Bearing a bit more resemblance to today’s main icon, in that it has the depiction of the liturgy with the Lamb of God, and the Descent to Hades, is this late 16th-early 17th century restored example from the Stroganov School. It is the upper half of a two part icon, with the “Praise of the Most Holy Mother of God” depicted in the lower half omitted here. Among the other scenes it includes are the Crucifixion and the Creation of Man, The Doubting of Thomas, the Old Testament Sacrifice in the Temple of Solomon, the Preparation of the Throne, and a group of angels.

There are versions of the type that are even more complex, such as this example from the latter part of the 17th century:

So now you have been cautioned about the great variability of this type. But what exactly does the the “Renewal of the Temple of the Resurrection of Christ in Jerusalem” commemorate?

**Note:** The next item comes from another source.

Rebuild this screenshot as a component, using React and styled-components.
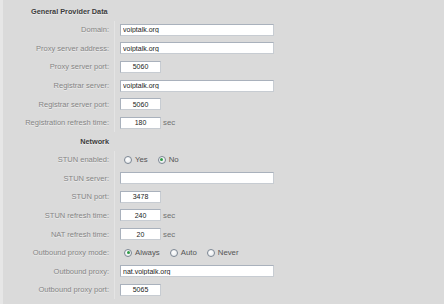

It commemorates the Consecration of the Church of the Resurrection in Jerusalem on September 13, 335, which by tradition was built at the order of Empress Helena on the site where she supposedly discovered the “True Cross” of Jesus — the location of the Crucifixion and the Resurrection of Jesus. Today the Church of the Resurrection is more commonly known as the Church of the Holy Sepulchre.
What the Russians call the обновление / obnovlenie (“renewal,” “restoration”) of the Church, the Greeks call the ἐγκαίνια / engkainia, meaning “dedication” “inauguration,” or “renewal” (of religious services). Icons of this type, however, are primarily Russian.